Aber auch heute seien die Finsternisse noch wichtig, sagt Sohl. Etwa, um zu verstehen, wie Jupiter das System aus Monden antreibt, und was im Inneren des Planeten schlummert. Oder die Temperaturen der Vulkane auf Io exakt zu vermessen. „Ähnliches gilt für den aktiven Mond Enceladus im Saturnsystem.“

Nützliche Finsternisse

Markus Pössel vom Max-Planck-Institut für Astronomie in Heidelberg findet Schatten ebenfalls „spannend“. So hätten Astronomen die allermeisten der mehr als 3700 Exoplaneten – also Planeten außerhalb unseres Sonnensystems – durch die Transitmethode entdeckt. Dabei verdecken die fernen Welten ihren eigenen Stern. Auch die dunklen Asteroiden, die durch das Sonnensystem reisen, würden oft erst sichtbar, wenn sie Sterne verdecken: „Sternebedeckungen sind nach wie vor wichtig, um die Bahnelemente der Asteroiden genau zu bestimmen.“

Wer ist die Schönste im ganzen Sonnensystem?

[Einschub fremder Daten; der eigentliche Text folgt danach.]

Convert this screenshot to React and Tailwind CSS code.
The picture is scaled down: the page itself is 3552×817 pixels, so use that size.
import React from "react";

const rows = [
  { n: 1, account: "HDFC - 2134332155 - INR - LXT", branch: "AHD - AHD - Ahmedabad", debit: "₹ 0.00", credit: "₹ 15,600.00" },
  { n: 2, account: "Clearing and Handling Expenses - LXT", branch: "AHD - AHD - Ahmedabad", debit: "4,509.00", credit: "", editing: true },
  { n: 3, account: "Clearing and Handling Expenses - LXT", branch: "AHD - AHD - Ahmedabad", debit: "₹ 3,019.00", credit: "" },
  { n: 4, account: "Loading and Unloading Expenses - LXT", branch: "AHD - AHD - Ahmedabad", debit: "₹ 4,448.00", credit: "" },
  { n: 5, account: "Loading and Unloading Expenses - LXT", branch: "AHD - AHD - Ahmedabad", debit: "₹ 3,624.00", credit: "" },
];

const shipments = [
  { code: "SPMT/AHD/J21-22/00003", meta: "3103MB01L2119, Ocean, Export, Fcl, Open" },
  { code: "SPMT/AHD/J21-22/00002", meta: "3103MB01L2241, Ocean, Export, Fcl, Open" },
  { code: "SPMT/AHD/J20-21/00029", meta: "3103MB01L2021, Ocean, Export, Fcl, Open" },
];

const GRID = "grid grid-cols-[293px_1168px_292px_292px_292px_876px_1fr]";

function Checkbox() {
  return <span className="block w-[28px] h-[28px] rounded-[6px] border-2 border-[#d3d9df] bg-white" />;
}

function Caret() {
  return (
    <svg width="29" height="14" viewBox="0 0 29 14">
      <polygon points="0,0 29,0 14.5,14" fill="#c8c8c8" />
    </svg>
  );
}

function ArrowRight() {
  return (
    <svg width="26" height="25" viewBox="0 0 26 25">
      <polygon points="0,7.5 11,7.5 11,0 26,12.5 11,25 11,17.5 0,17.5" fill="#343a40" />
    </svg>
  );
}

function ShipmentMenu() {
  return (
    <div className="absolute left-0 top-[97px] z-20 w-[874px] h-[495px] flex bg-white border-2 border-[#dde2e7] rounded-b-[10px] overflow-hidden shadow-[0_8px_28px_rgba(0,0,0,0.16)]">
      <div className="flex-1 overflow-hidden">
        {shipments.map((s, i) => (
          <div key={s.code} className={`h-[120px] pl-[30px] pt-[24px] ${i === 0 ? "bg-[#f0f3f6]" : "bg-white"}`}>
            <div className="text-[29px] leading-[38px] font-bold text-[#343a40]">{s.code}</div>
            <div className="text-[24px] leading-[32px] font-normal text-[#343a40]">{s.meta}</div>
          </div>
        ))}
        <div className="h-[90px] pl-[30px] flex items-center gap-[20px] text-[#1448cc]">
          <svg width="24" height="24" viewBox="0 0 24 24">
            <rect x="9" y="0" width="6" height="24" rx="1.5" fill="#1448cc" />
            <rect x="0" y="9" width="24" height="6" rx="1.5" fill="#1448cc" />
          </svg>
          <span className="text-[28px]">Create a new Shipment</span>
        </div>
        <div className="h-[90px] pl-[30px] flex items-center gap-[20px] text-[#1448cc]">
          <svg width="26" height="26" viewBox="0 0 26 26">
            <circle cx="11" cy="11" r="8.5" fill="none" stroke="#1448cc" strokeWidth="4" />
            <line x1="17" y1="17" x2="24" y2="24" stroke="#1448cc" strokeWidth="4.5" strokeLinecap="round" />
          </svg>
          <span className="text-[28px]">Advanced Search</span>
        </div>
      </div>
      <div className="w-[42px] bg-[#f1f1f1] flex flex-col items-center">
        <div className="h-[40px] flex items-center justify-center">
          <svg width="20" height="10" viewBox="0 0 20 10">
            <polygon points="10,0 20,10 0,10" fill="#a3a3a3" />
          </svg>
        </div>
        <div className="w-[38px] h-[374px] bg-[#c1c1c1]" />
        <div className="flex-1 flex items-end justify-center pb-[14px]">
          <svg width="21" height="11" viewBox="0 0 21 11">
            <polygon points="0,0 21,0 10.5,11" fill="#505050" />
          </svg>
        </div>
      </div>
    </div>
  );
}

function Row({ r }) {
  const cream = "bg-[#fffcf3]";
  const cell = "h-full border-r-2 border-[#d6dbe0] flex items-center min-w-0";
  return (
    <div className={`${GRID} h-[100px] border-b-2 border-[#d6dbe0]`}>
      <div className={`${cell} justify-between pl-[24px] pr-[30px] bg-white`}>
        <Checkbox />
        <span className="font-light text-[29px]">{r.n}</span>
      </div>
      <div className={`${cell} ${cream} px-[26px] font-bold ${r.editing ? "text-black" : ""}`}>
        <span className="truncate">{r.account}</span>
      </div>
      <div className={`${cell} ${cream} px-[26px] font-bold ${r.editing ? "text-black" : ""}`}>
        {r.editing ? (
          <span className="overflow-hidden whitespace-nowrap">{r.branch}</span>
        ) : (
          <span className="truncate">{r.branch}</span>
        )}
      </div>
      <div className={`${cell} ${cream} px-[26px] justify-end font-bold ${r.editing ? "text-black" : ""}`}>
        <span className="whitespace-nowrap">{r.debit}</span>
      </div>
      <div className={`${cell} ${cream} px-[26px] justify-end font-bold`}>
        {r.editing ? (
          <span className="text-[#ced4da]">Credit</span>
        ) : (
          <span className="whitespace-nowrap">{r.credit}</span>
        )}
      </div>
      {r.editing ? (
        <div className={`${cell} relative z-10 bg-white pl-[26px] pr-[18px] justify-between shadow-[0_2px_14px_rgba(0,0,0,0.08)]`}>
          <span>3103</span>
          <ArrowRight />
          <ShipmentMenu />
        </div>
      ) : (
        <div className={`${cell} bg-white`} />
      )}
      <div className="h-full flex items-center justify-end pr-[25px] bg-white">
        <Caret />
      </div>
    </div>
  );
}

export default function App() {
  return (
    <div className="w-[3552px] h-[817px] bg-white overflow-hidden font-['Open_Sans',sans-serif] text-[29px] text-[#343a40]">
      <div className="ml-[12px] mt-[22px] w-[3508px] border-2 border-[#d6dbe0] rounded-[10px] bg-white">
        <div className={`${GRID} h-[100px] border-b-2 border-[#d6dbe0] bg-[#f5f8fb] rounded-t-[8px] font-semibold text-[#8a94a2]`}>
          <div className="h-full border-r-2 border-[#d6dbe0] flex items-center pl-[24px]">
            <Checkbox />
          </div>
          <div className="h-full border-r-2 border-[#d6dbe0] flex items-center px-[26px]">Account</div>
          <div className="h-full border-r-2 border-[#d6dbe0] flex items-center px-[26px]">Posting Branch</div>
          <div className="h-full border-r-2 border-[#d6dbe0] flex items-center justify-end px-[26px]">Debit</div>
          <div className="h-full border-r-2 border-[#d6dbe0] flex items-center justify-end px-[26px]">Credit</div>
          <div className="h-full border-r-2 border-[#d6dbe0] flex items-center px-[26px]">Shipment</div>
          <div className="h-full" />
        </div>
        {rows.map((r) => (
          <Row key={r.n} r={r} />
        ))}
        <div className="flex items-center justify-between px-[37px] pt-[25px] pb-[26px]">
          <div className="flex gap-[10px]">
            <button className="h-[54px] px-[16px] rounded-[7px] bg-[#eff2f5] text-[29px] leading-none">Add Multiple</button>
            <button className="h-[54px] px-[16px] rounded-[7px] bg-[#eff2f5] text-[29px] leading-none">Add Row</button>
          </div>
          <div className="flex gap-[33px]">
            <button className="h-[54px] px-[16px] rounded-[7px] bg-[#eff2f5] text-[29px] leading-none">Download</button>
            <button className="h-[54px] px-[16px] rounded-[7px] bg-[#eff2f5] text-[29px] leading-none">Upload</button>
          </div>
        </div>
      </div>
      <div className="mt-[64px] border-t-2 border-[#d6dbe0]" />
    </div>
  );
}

Eine Reise an andere Orte des Sonnensystems – nur der Schönheit der Finsternisse wegen – würde sich übrigens kaum lohnen, da sind sich beide Wissenschaftler einig. Für Pössel gibt es die „schönsten Sonnenfinsternisse“ hier auf der Erde. Mond und Sonne erscheinen groß und ungefähr gleich am irdischen Firmament. „Ein großes Glück“, nennt Pössel das, denn nur deshalb sehen wir bei einer totalen Sonnenfinsternis die Korona. Dieser Anblick unseres Zentralgestirns, auf den Europäer noch bis 2081 warten müssen, ist im Sonnensystem einmalig.

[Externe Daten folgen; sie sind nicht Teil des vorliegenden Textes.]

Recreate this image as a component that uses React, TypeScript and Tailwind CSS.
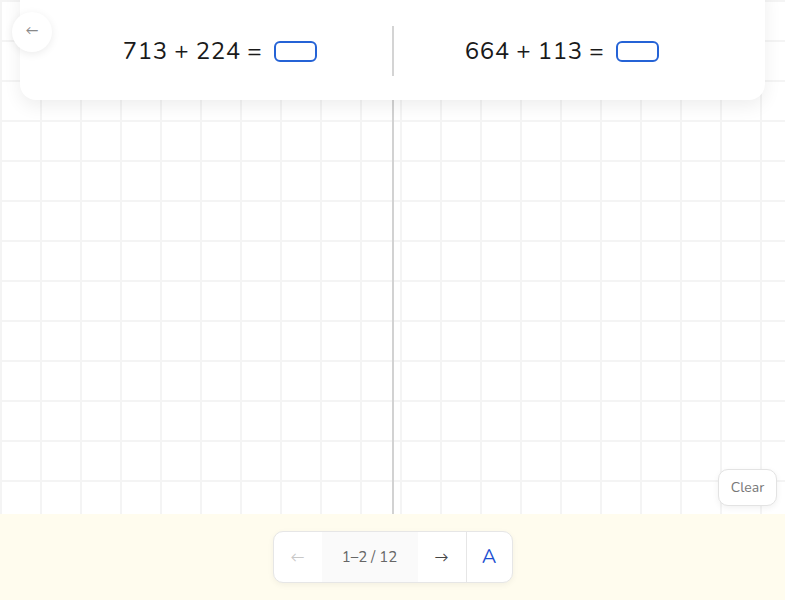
import React from "react";

const font = { fontFamily: "Nunito, Lato, 'Noto Sans', sans-serif" };

function Equation({ a, b, className }: { a: string; b: string; className: string }) {
  return (
    <div className={className}>
      <span className="text-[24px] leading-none tracking-[0.5px] text-[#1a1a1a]">
        {a} + {b} =
      </span>
      <span className="ml-3 h-[21px] w-[43px] rounded-[6px] border-2 border-[#2563d6] bg-white" />
    </div>
  );
}

export default function App() {
  return (
    <div className="relative h-[600px] w-[800px] overflow-hidden bg-white" style={font}>
      <div className="flex h-[600px] w-[785px] flex-col">
        {/* canvas */}
        <div className="relative flex h-[514px] bg-white bg-[linear-gradient(to_right,#f4f4f4_2px,transparent_2px),linear-gradient(to_bottom,#f4f4f4_2px,transparent_2px)] bg-size-[40px_40px]">
          <div className="w-[392px]" />
          <div className="w-[2px] bg-[#d2d2d2]" />
          <div className="flex-1" />

          {/* top card */}
          <div className="absolute left-[20px] top-[-20px] flex h-[120px] w-[745px] items-end rounded-[16px] bg-white pb-[24px] shadow-[0_6px_18px_rgba(0,0,0,0.07)]">
            <div className="flex h-[50px] w-full items-center">
              <Equation a="713" b="224" className="flex w-[372px] items-center justify-center pl-[28px]" />
              <div className="h-[50px] w-[2px] bg-[#d4d4d4]" />
              <Equation a="664" b="113" className="flex flex-1 items-center justify-center pr-[35px]" />
            </div>
          </div>

          {/* back button */}
          <button className="absolute left-[12px] top-[12px] flex h-[40px] w-[40px] items-center justify-center rounded-full bg-white text-[13px] text-[#888] shadow-[0_2px_8px_rgba(0,0,0,0.08)]">
            ←
          </button>

          {/* clear */}
          <button className="absolute bottom-[8px] right-[8px] flex h-[37px] w-[59px] items-center justify-center rounded-[10px] border border-[#e3e3e3] bg-white text-[14px] text-[#777] shadow-[0_2px_6px_rgba(0,0,0,0.06)]">
            Clear
          </button>
        </div>

        {/* bottom bar */}
        <div className="flex flex-1 items-center justify-center bg-[#fffcee]">
          <div className="flex h-[52px] w-[240px] overflow-hidden rounded-[10px] border border-[#e6e6e6] bg-white shadow-[0_2px_6px_rgba(0,0,0,0.05)]">
            <div className="flex w-[48px] items-center justify-center text-[14px] text-[#c8c8c8]">←</div>
            <div className="flex w-[96px] items-center justify-center bg-[#fafafa] text-[15px] text-[#666]">1–2 / 12</div>
            <div className="flex w-[48px] items-center justify-center text-[14px] text-[#444]">→</div>
            <div className="w-px bg-[#e6e6e6]" />
            <div className="flex flex-1 items-center justify-center text-[20px] text-[#1d4fd1]">A</div>
          </div>
        </div>
      </div>
    </div>
  );
}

Eine ähnlich eindrucksvolle totale Mondfinsternis wie am Freitag werde es hierzulande erst wieder im Jahr 2028 geben. Eine Beobachtung des Spektakels lohne sich in jedem Fall und man solle sich am besten eine Anhöhe dafür suchen, rät Sohl. „Das Ganze spielt sich ziemlich in Horizontnähe ab.“ Für Berliner biete sich die Archenholdt-Sternwarte im Treptower Park an, wo das längste bewegliche Fernrohr der Welt steht.

Die „Himmelskanone“ werde zwar vorgeführt, sagt Fanny Heidenreich von der Stiftung Planetarium Berlin, aber für die Beobachtung von Mond und Mars sind „die Bäume im Park zu hoch“. Die Sternwarten und Planetarien laden zur „Langen Nacht der Astronomie“ ein und zeigen neben dem Mond auch Venus, Jupiter, Saturn, die Internationale Raumstation und am Nachmittag die Sonnenflecken.

Für die totale Mondfinsternis sei das aber nicht unbedingt nötig, sagt Sohl. Auch mit einem Feldstecher oder dem bloße Auge betrachtet sei das Naturereignis „einfach faszinierend“.